1. Ainda pensou em incorporar uma equipa de futebol feminino?

Sim, já lá vão muitos anos. Foi numa altura em que não se falava sequer em futebol feminino, foi um sonho, se quiser, de adolescente. Mas, muito embora não pratique, gosto muito de futebol, e sempre que é possível vou ao estádio com o meu marido. É diferente ver um jogo de futebol ao vivo ou na televisão.

2. Os valores do jogo em equipa são para si determinantes?

Claro que são fundamentais! A equipa é o segredo, e nós sem equipa não somos nada. A investigação é como um jogo coletivo de equipa, tipo futebol, basquete ou hóquei. Por melhor que seja o treinador, é necessário ter joga- dores motivados e que joguem para a equipa e não para serem exibicionistas.

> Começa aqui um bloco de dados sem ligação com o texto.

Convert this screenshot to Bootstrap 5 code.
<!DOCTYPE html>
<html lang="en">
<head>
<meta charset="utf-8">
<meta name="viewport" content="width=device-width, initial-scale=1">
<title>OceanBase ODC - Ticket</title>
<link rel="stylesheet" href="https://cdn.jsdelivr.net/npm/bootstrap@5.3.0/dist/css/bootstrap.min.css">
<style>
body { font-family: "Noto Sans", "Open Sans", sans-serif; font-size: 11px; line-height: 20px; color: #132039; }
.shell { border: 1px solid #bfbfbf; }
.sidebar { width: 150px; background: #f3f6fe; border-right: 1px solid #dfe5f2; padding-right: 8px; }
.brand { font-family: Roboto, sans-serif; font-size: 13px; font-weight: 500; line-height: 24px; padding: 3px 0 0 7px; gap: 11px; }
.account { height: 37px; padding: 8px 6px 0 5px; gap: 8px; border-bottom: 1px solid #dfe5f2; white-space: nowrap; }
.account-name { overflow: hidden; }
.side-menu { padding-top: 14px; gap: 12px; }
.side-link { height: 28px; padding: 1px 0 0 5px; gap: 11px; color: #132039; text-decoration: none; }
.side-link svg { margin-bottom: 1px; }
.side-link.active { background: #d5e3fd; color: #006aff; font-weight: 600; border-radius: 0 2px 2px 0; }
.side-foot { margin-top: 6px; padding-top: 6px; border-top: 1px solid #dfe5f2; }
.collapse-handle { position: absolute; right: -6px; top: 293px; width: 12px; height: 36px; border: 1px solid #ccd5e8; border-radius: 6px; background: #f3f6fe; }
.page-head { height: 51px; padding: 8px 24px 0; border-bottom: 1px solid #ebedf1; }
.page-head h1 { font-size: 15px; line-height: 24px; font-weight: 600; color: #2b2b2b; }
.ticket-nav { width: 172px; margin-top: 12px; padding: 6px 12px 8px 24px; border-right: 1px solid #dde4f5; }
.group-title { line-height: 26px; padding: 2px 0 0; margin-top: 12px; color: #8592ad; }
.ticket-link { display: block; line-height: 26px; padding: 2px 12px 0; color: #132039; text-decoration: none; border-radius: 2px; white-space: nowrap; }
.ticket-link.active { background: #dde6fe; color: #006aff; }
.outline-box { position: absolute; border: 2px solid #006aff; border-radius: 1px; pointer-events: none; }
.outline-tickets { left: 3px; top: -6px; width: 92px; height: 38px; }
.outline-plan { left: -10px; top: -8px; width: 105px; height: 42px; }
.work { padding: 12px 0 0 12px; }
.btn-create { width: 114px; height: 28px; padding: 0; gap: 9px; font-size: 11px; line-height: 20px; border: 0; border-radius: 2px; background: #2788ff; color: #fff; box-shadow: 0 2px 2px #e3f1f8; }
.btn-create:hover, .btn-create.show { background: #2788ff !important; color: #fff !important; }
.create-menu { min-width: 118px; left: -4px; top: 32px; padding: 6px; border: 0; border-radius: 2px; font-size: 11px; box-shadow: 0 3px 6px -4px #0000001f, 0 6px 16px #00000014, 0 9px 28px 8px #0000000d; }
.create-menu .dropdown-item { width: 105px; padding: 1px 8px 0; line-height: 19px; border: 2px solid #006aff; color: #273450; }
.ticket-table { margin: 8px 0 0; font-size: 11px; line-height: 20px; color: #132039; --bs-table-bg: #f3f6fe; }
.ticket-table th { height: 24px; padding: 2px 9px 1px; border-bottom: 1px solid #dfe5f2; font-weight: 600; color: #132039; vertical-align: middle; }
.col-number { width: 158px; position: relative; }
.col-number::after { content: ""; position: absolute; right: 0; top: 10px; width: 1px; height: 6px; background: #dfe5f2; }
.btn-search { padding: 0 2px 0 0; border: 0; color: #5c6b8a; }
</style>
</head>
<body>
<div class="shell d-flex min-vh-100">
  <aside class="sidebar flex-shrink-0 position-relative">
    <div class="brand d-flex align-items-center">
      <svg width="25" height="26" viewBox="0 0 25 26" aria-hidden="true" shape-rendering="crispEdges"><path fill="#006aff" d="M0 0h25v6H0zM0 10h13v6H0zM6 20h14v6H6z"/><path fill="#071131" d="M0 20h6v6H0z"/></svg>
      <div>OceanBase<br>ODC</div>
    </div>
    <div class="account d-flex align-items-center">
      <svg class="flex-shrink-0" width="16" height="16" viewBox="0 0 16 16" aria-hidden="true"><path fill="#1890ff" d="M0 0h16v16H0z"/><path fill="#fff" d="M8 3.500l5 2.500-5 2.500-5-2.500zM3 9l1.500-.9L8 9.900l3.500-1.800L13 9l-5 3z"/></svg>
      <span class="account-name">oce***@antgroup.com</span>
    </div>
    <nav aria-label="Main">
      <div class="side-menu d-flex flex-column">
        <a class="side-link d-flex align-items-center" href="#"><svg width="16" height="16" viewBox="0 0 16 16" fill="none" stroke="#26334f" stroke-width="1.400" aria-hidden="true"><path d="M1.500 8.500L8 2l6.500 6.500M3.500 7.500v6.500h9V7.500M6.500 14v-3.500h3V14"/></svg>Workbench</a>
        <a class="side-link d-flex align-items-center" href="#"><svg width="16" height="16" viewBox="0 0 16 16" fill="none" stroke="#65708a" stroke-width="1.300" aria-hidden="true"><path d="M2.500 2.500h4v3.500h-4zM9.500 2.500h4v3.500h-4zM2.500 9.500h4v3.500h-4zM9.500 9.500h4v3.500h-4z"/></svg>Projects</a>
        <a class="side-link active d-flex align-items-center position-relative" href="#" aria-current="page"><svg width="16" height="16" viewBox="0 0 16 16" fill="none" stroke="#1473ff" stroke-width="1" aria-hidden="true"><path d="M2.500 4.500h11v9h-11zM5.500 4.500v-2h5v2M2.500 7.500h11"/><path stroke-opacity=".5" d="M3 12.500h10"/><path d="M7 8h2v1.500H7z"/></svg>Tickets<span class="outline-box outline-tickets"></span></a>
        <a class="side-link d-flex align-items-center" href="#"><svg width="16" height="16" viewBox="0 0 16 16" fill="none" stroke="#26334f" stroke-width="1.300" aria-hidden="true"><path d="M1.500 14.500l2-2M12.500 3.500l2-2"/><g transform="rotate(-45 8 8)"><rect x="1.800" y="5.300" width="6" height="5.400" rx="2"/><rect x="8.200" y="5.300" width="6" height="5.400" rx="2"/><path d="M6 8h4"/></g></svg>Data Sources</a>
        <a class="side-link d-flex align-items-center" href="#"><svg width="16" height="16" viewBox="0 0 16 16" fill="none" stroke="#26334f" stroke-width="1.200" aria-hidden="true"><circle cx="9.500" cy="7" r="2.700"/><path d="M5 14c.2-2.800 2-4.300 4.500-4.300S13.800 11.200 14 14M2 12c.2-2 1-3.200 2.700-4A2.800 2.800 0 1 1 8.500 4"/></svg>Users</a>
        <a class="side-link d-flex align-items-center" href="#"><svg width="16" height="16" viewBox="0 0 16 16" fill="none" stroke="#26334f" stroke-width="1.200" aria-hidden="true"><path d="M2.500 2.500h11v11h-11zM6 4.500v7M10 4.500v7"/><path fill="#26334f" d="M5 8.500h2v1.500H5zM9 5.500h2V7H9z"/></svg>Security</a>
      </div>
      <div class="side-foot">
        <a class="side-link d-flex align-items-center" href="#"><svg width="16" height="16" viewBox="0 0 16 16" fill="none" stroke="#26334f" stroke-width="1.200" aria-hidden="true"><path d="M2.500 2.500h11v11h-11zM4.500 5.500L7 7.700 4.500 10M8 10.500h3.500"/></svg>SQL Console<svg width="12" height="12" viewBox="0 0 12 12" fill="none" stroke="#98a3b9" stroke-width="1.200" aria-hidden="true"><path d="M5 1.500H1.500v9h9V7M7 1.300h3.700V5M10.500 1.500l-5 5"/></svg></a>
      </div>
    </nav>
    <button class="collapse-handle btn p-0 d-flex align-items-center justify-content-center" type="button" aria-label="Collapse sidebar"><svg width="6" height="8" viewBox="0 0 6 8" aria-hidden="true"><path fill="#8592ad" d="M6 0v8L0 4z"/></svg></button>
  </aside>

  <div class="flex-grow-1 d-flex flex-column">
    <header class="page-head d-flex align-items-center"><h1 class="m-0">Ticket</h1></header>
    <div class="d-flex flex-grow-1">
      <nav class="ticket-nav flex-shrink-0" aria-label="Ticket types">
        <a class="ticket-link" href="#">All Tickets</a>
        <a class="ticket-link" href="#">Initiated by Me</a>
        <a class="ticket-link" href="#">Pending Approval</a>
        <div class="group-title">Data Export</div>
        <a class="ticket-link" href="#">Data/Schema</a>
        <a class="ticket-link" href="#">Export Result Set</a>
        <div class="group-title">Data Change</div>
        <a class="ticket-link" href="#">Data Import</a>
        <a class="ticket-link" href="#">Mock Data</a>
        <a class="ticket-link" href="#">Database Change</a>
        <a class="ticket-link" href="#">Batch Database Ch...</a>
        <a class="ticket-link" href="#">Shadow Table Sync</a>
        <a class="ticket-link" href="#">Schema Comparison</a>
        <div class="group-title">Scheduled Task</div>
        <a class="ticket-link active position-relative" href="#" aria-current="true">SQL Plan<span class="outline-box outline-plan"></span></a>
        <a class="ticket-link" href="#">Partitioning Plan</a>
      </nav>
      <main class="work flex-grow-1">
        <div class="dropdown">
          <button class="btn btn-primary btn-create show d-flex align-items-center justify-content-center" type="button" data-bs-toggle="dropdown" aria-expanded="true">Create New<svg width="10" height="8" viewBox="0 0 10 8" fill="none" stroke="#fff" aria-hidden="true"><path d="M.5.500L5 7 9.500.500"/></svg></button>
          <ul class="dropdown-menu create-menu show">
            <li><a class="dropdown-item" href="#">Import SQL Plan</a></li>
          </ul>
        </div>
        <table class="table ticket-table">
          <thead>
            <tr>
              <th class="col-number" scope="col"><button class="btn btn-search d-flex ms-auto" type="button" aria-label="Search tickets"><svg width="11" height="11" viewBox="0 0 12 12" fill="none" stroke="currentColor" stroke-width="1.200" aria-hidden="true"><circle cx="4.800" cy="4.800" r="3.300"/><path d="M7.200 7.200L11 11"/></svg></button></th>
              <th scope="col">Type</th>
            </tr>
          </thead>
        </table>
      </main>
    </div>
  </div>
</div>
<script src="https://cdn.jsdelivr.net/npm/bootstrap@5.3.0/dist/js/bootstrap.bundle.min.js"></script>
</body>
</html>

3. Aceitará revelar o segredo de saber gerir no feminino e com o sucesso conhecido os valores pecuniários, bem como em função de que visão presbíope, potenciada pelos auspiciosos prémios justamente atribuídos?

Percebo o alcance da pergunta, mas, por muito transparentes que sejamos, temos algo que é nosso e intrínseco. Mesmo assim, é importante revelar e dizer que o que ganho com as famosas bolsas milionárias, em termos monetários, é tudo para investir ou reinvestir na ciência e tecnologia, traduzido em mais e melhores laboratórios e equipamentos, como mencionei no início desta entrevista. Mesmo nos projetos, tentamos sempre ver, não como somos retribuídos, mas como podemos comprar, juntos, um equipamento determinante para o que pretendemos criar!

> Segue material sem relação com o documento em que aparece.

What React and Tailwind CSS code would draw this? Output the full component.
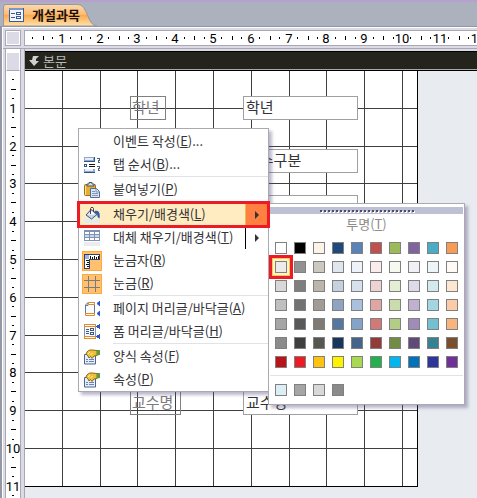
import React from "react";

// pixels in one centimetre on the rulers and on the design grid
const CM = 37.8;
const cm = (n) => Math.round(n * CM) - 1;

const range = (from, to) =>
  Array.from({ length: to - from + 1 }, (_, i) => from + i);

const themeColors = [
  ["#ffffff", "#000000", "#fbf3e8", "#1f497d", "#5c83b8", "#c0504d", "#9bbb59", "#8064a2", "#4bacc6", "#f79b57"],
  ["#ececec", "#929292", "#cbc8c0", "#dfe6ee", "#eef3f9", "#f9ecec", "#f6f9ef", "#f2eff7", "#ecf6f9", "#fffaf6"],
  ["#d8d8d8", "#7f7f7f", "#bab6ac", "#c5d1de", "#d6e1ed", "#efd2d2", "#e4eed5", "#dddbe8", "#d2eaee", "#fde6d2"],
  ["#bfbfbf", "#727272", "#a19d94", "#8ea4c1", "#abc0dc", "#dfa6a4", "#cbdcac", "#bfb1cf", "#a3d6e3", "#fbcba8"],
  ["#a5a5a5", "#595959", "#7f7b74", "#56779f", "#84a3c9", "#cf7a78", "#b4cd86", "#a08cb8", "#75bfd2", "#f8b47d"],
  ["#8b8b8b", "#3f3f3f", "#57564f", "#17365d", "#446489", "#933b38", "#718c45", "#5f4a7a", "#368192", "#7b4f2b"],
  ["#ba1419", "#ed1c24", "#ffc20e", "#fff200", "#a8d94f", "#22b14c", "#00b7ef", "#0072bc", "#2f3699", "#6f3198"],
];

const recentColors = ["#daeef3", "#a5a5a5", "#d8d8d8", "#8b8b8b"];

const FormIcon = () => (
  <svg width="15" height="14" viewBox="0 0 15 14" shapeRendering="crispEdges">
    <rect width="15" height="14" fill="#3c5a9c" />
    <rect x="1" y="2" width="13" height="11" fill="#f2f6fc" />
    <rect width="14" height="2" fill="#7f97c8" />
    <path d="M2 5.500h4M2 9.500h4" stroke="#3c5a9c" />
    <path d="M7.500 4.500h4v2h-4zM7.500 8.500h4v2h-4z" fill="none" stroke="#3c5a9c" />
  </svg>
);

const TabOrderIcon = () => (
  <svg width="16" height="16" viewBox="0 0 16 16" shapeRendering="crispEdges">
    <rect width="11" height="4" fill="#8fa8cf" />
    <rect x="1" y="1" width="8" height="2" fill="#e6edf8" />
    <rect x="10" width="1" height="4" fill="#34507f" />
    <rect x="0" y="4" width="11" height="1" fill="#34507f" />
    <rect x="0" y="7" width="3" height="3" fill="#34507f" />
    <rect x="1" y="8" width="1" height="1" fill="#fff" />
    <path d="M5 7.500h6M5 9.500h6" stroke="#111" />
    <rect y="12" width="11" height="3" fill="#8fa8cf" />
    <rect x="1" y="12" width="8" height="2" fill="#e6edf8" />
    <rect y="15" width="11" height="1" fill="#34507f" />
    <path d="M13 1.500h2v2h-1v2h2M13 9.500h2v2h-1v2h2" fill="none" stroke="#48618f" />
  </svg>
);

const PasteIcon = () => (
  <svg width="16" height="16" viewBox="0 0 16 16">
    <rect x="0.500" y="2.500" width="11" height="11" rx="1" fill="#e3b036" stroke="#9b7019" />
    <path d="M1.500 4v9" stroke="#fce08a" />
    <path d="M3 4V2h2V.5h3V2h2v2z" fill="#d9dde6" stroke="#4c5361" />
    <path d="M6.500 6.500h6l3 3v6h-9z" fill="#dbe6f6" stroke="#576b90" />
    <path d="M12 7v3h3M8 9.500h3M8 11.500h6M8 13.500h6" fill="none" stroke="#7f96bd" />
  </svg>
);

const FillIcon = () => (
  <svg width="16" height="16" viewBox="0 0 16 16">
    <rect y="12" width="16" height="4" fill="#daeef3" />
    <path d="M7 2.500l6 5-5.500 4.500L2 8z" fill="#c6d3e8" stroke="#40557d" />
    <path d="M4 7.500l4-3.500 3 3.500z" fill="#fff" />
    <path d="M6.500 7V1.500c0-1.500 3-1.500 3 0V5" fill="none" stroke="#444" />
    <path d="M10.500 4c4-1 6 1 5 7.500-1-1-2-1-2-2 0-2-1-3.500-3-3.500z" fill="#2d5cab" />
  </svg>
);

const AltFillIcon = () => (
  <svg width="16" height="16" viewBox="0 0 16 16" shapeRendering="crispEdges">
    <rect x="0" y="0" width="16" height="11" fill="#7d92b5" />
    <path d="M1 2.500h4M6 2.500h4M11 2.500h4M1 8.500h4M6 8.500h4M11 8.500h4" stroke="#fff" strokeWidth="2" />
    <path d="M1 5.500h4M6 5.500h4M11 5.500h4" stroke="#cbd7ea" strokeWidth="2" />
    <rect y="12" width="16" height="4" fill="#ececec" />
  </svg>
);

const RulerIcon = () => (
  <svg width="16" height="16" viewBox="0 0 16 16" shapeRendering="crispEdges">
    <path d="M0 1h16v6H6v9H0z" fill="#2f4368" />
    <path d="M5 2h10v4H5zM1 6h4v9H1z" fill="#fff" />
    <path d="M1 2h4v4H1z" fill="#9fb4d8" />
    <path d="M6.500 3v3M8.500 4v2M10.500 3v3M12.500 4v2M14.500 3v3M2 7.500h3M3 9.500h2M2 11.500h3M3 13.500h2" stroke="#111" />
  </svg>
);

const GridIcon = () => (
  <svg width="16" height="16" viewBox="0 0 16 16" shapeRendering="crispEdges">
    <path d="M4.500 0v16M11.500 0v16M0 4.500h16M0 11.500h16" stroke="#7a7a80" />
  </svg>
);

const BlueArrows = () => (
  <path d="M16 0v5l-3-2.500zM16 10v5l-3-2.500z" fill="#2858c8" stroke="#2858c8" />
);

const PageHeaderIcon = () => (
  <svg width="16" height="16" viewBox="0 0 16 16">
    <path d="M4 1.500h6.500v12h-9V4z" fill="#f7faff" stroke="#63789f" />
    <path d="M1.500 4.500H4v-3" fill="none" stroke="#63789f" />
    <path d="M4.500 1.500h6v2h-6zM1.500 12.500h9v2h-9z" fill="#fff" stroke="#e58a2b" />
    <BlueArrows />
  </svg>
);

const FormHeaderIcon = () => (
  <svg width="16" height="16" viewBox="0 0 16 16" shapeRendering="crispEdges">
    <rect x="0" y="0" width="12" height="15" fill="#7d92b5" />
    <rect x="1" y="3" width="10" height="9" fill="#f4f7fd" />
    <path d="M.5.500h11v2H.5zM.5 12.500h11v2H.5z" fill="#fff" stroke="#e58a2b" />
    <path d="M2 5.500h3M2 7.500h3M2 9.500h3" stroke="#40557d" />
    <path d="M6.500 4.500h3v2h-3zM6.500 8.500h3v2h-3z" fill="none" stroke="#40557d" />
    <BlueArrows />
  </svg>
);

const PropertyIcon = () => (
  <svg width="16" height="16" viewBox="0 0 16 16">
    <path d="M.5 5.500h11v9.500H.5z" fill="#e6eefb" stroke="#4e6591" />
    <path d="M2 10.500h2M5 10.500h5M2 12.500h2M5 12.500h5" stroke="#6784b8" />
    <path d="M2 5c1-3 3-4.500 6-4l5 .5v5l-3 .5-2 2.500-1.500-2-1.500 1.500-1-2z" fill="#eec03a" stroke="#8f6a14" />
    <path d="M4 5l2-2M6.500 6l2-2" stroke="#fff3b0" />
    <path d="M13 1h3v5l-3 .5z" fill="#5a9c45" />
  </svg>
);

const menuItems = [
  { label: "이벤트 작성", accel: "E", tail: "..." },
  { label: "탭 순서", accel: "B", tail: "...", icon: <TabOrderIcon /> },
  { separator: true },
  { label: "붙여넣기", accel: "P", icon: <PasteIcon /> },
  { separator: true },
  { label: "채우기/배경색", accel: "L", icon: <FillIcon />, submenu: true, active: true },
  { label: "대체 채우기/배경색", accel: "T", icon: <AltFillIcon />, submenu: true },
  { label: "눈금자", accel: "R", icon: <RulerIcon />, checked: true },
  { label: "눈금", accel: "R", icon: <GridIcon />, checked: true },
  { separator: true },
  { label: "페이지 머리글/바닥글", accel: "A", icon: <PageHeaderIcon /> },
  { label: "폼 머리글/바닥글", accel: "H", icon: <FormHeaderIcon /> },
  { separator: true },
  { label: "양식 속성", accel: "F", icon: <PropertyIcon /> },
  { label: "속성", accel: "P", icon: <PropertyIcon /> },
];

const Tab = () => (
  <div className="relative flex h-[23px] w-24 items-center gap-2 pl-1.5">
    <svg className="absolute inset-0" width="96" height="23" viewBox="0 0 96 23">
      <defs>
        <linearGradient id="tab" x1="0" y1="0" x2="0" y2="1">
          <stop offset="0" stopColor="#fbd9ae" />
          <stop offset="0.450" stopColor="#fdbd78" />
          <stop offset="0.500" stopColor="#fba94c" />
          <stop offset="1" stopColor="#fee3ae" />
        </linearGradient>
      </defs>
      <path d="M.5 23V4Q.5 1.500 3 1.500H75C85 1.500 84 23 94 23z" fill="url(#tab)" stroke="#9b96a0" />
    </svg>
    <span className="relative">
      <FormIcon />
    </span>
    <button className="relative text-[13px] leading-4 font-bold whitespace-nowrap text-[#1a1008]">
      개설과목
    </button>
  </div>
);

const HorizontalRuler = () => (
  <svg className="w-full overflow-visible" height="14" shapeRendering="crispEdges">
    {range(0, 12).map((n) => (
      <g key={n}>
        {n > 0 && (
          <text x={cm(n)} y="12" textAnchor="middle" className="font-[Roboto] text-[13px]">
            {n}
          </text>
        )}
        <rect x={cm(n + 0.25) - 1} y="6" width="1" height="2" />
        <rect x={cm(n + 0.5)} y="5" width="1" height="4" />
        <rect x={cm(n + 0.75)} y="6" width="1" height="2" />
      </g>
    ))}
  </svg>
);

const VerticalRuler = () => (
  <svg className="h-full overflow-visible" width="14" shapeRendering="crispEdges">
    {range(0, 11).map((n) => (
      <g key={n}>
        {n > 0 && (
          <text x="7" y={cm(n) + 5} textAnchor="middle" className="font-[Roboto] text-[13px]">
            {n}
          </text>
        )}
        <rect x="6" y={cm(n + 0.25)} width="2" height="1" />
        <rect x="5" y={cm(n + 0.5)} width="5" height="1" />
        <rect x="6" y={cm(n + 0.75)} width="2" height="1" />
      </g>
    ))}
  </svg>
);

const inputClass =
  "absolute left-[218px] h-6 w-[115px] border border-[#a0a0a0] bg-white px-0.5 pb-1 text-[15px] text-[#333338] outline-none";
const labelClass =
  "absolute left-[105px] h-6 border border-[#808080] px-px text-[15px] leading-5 whitespace-nowrap text-[#7c7c80]";

const DesignSurface = () => (
  <div className="relative h-[416px] w-[393px] border-r border-b border-black bg-white">
    <svg className="absolute inset-0" width="392" height="415" shapeRendering="crispEdges">
      {range(1, 10).map((n) => (
        <g key={n} fill="#3f3f3f">
          <rect x={cm(n)} y="0" width="1" height="415" />
          <rect x="0" y={cm(n)} width="392" height="1" />
        </g>
      ))}
    </svg>
    <label htmlFor="grade" className={`${labelClass} top-[25px] w-9`}>
      학년
    </label>
    <input id="grade" className={`${inputClass} top-[25px]`} defaultValue="학년" />
    <input aria-label="이수구분" className={`${inputClass} top-[78px]`} defaultValue="이수구분" />
    <input aria-label="과목명" className={`${inputClass} top-[124px]`} />
    <label htmlFor="professor" className={`${labelClass} top-[320px] w-[51px]`}>
      교수명
    </label>
    <input id="professor" className={`${inputClass} top-[320px]`} defaultValue="교수명" />
  </div>
);

const MenuItem = ({ label, accel, tail, icon, checked, submenu, active }) => (
  <button
    role="menuitem"
    className={`relative flex h-[23px] w-full items-center text-left text-[13px] leading-4 whitespace-nowrap text-[#333338] ${
      active ? "bg-[#ffecc0]" : ""
    }`}
  >
    <span className="flex w-[34px] shrink-0 pl-[3px]">
      {icon && (
        <span
          className={`flex size-5 items-center justify-center ${
            checked ? "bg-[#ffc070] outline-1 -outline-offset-1 outline-[#ffa93c]" : ""
          }`}
        >
          {icon}
        </span>
      )}
    </span>
    <span className="flex-1 pb-0.5">
      {label}(<u>{accel}</u>){tail}
    </span>
    {submenu && (
      <span
        className={`flex h-full w-[23px] items-center justify-center border-l ${
          active ? "border-[#e8c050] bg-[#ff8040]" : "border-black"
        }`}
      >
        <svg width="4" height="8" viewBox="0 0 4 8">
          <path d="M0 0l4 4-4 4z" fill="#333" />
        </svg>
      </span>
    )}
    {active && (
      <span className="absolute -inset-x-0.5 -inset-y-0.5 z-20 border-3 border-[#ed1c24]" />
    )}
  </button>
);

const ContextMenu = () => (
  <div
    role="menu"
    className="absolute top-32 left-[78px] w-[191px] border border-[#a7abb0] bg-white pt-px shadow-[3px_3px_3px_rgba(90,80,130,0.4)]"
  >
    {menuItems.map((item, i) =>
      item.separator ? (
        <div key={i} className="ml-[34px] h-0.5 border-t border-[#e2e3e6]" />
      ) : (
        <MenuItem key={i} {...item} />
      )
    )}
  </div>
);

const Swatch = ({ color, selected }) => (
  <button
    aria-label={color}
    className={`size-3 border border-[#808080] ${
      selected
        ? "relative shadow-[0_0_0_2px_#fff2c8,0_0_0_3px_#f0cc58,0_0_0_6px_#ed1c24]"
        : ""
    }`}
    style={{ backgroundColor: color }}
  />
);

const ColorPalette = () => (
  <div className="absolute top-[203px] left-[268px] w-[197px] border border-[#a7abb0] bg-white px-px pt-[3px] pb-2 shadow-[3px_3px_3px_rgba(90,80,130,0.4)]">
    <div className="flex h-[7px] items-center justify-center gap-0.5 bg-[#bec0d3]">
      {range(1, 24).map((n) => (
        <span key={n} className="size-0.5 bg-[#4b4b6b] shadow-[1px_1px_0_#fff]" />
      ))}
    </div>
    <button className="block h-7 w-full pb-2 text-center text-[13px] leading-5 text-[#8c8c8c]">
      투명(<u>T</u>)
    </button>
    <div className="grid grid-cols-[repeat(10,12px)] gap-[7px] pl-[5px]">
      {themeColors.flat().map((color, i) => (
        <Swatch key={i} color={color} selected={i === 10} />
      ))}
    </div>
    <div className="mt-[7px] mb-2 border-t border-[#e2e3e6]" />
    <div className="flex gap-[7px] pl-[5px]">
      {recentColors.map((color) => (
        <Swatch key={color} color={color} />
      ))}
    </div>
  </div>
);

export default function App() {
  return (
    <div className="relative flex h-screen flex-col overflow-hidden bg-[#e8ebf0] font-['Noto_Sans_CJK_KR','Liberation_Sans',sans-serif]">
      <header className="shrink-0 border-t-2 border-[#b79fd0] bg-[#abb1bd] pt-px pl-[3px]">
        <Tab />
      </header>
      <div className="flex min-h-0 flex-1 border-t border-[#9295a3]">
        <div className="w-0.5 shrink-0 bg-[#9498a4]" />
        <div className="flex min-w-0 flex-1 flex-col border-t border-l border-white">
          <div className="flex shrink-0 gap-[3px] bg-[#dbdae6] py-0.5 pl-0.5">
            <div className="h-4 w-4 shrink-0 border border-[#a7a8b2] bg-[#dbdae6] outline-1 -outline-offset-2 outline-white" />
            <div className="min-w-0 flex-1 border-y border-l border-[#a7a8b2] bg-white">
              <HorizontalRuler />
            </div>
          </div>
          <div className="flex min-h-0 flex-1 border-t border-[#a7a8b2] bg-[#dbdae6]">
            <div className="ml-0.5 flex w-4 shrink-0 flex-col border-x border-[#a7a8b2] bg-white pt-[3px]">
              <div className="h-[19px] shrink-0 border border-white border-b-[#a7a8b2] bg-[#dbdae6]" />
              <div className="min-h-0 flex-1">
                <VerticalRuler />
              </div>
            </div>
            <div className="ml-[3px] flex min-w-0 flex-1 flex-col border-l border-[#a7a8b2] pt-0.5">
              <main className="min-h-0 flex-1 bg-[#e8ebf0]">
                <div className="flex h-5 items-center gap-1 border-t border-b border-black bg-[#24241c] pl-1 text-[13px] leading-4 text-[#b8b8b8] shadow-[inset_0_-1px_0_#a7a8a8]">
                  <svg width="10" height="10" viewBox="0 0 10 10">
                    <path d="M4 0h6L7 3v2h3L5 10 0 4h3z" fill="#d0d0d0" />
                  </svg>
                  본문
                </div>
                <DesignSurface />
              </main>
            </div>
          </div>
        </div>
      </div>
      <ContextMenu />
      <ColorPalette />
    </div>
  );
}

A mim cabe-me a honra e a glória da notícia, que muito me orgulha e me faz sentir que tenho de fazer muito mais pela confiança e orgulho com que o público em geral me tem distinguido.

4. Como vem conciliando a atividade de investigadora e professora em ciências exatas em prol do desenvolvimento das ciências e da investigação portuguesas - nomeadamente no âmbito da condição de Vice-reitora da UNL, liderada pelo Digníssimo Reitor - com a missão de levar um novo modelo fundacional por diante, quiçá convocando mais emprego científico em favor das gerações mais novas de Portugal?

Foi para mim uma honra ter sido convidada pelo Reitor da NOVA, Professor João Sàágua, para integrar esta nova equipa, que pretende impulsionar mais e melhor a marca NOVA, nos campos da notoriedade científica, tecnológica e educativa. Tem sido um trabalho muito desafiante, que me tem permitido conhecer muito melhor a minha própria casa. Nós, a NOVA, estamos localizados em várias zonas geográficas da região de Lisboa e Vale do Tejo e, por vezes, é difícil falarmos uns com os outros cara a cara, para sabermos o que fazemos, em particular na área da investigação. Uma vez que o meu pelouro é na área da investigação, a primeira coisa que fiz foi conhecer pessoalmente todos os centros de investigação da NOVA (são 43) e falar com pelo menos todos os coordenadores. Para além disso, e de forma a permitir uma maior atividade interdisciplinar, promovi os dias da Ciência Aberta da Nova, onde os diferentes centros de investigação mostraram o que fazem e se abriram portas de colaboração futura, desde projetos educativos a projetos/plataformas de investigação. Claro que em tudo isto é necessário que o paradigma se altere e que na nossa missão de futuro tenhamos a consciência de que precisamos de mais e melhores investigadores, não só para ajudarem a criar um mundo novo, mas também para serem os atores de uma internacionalização que nos permita captar os melhores talentos.

5. Faz ponto-cruz? Sabe do ponto-de-arraiolos? Qual prefere: ponto grosso ou ponto fino, permitindo-nos utilizar gíria de alvenéu?

Sei fazer os dois, e bem. E gosto muito, não tenho é tempo; aliás, tenho um tapete de Arraiolos que só falta encher parte do fundo, ando a convencer a minha mãe a ajudar-me… E prefiro o fino, pois permite bordar esquemas com maior detalhe/resolução. É nos detalhes que se faz a diferença…

Em meu nome pessoal e no de Faces de Eva, peço-lhe, Senhora Professora Doutora Elvira Fortunato, aceite Agradecimentos humildes.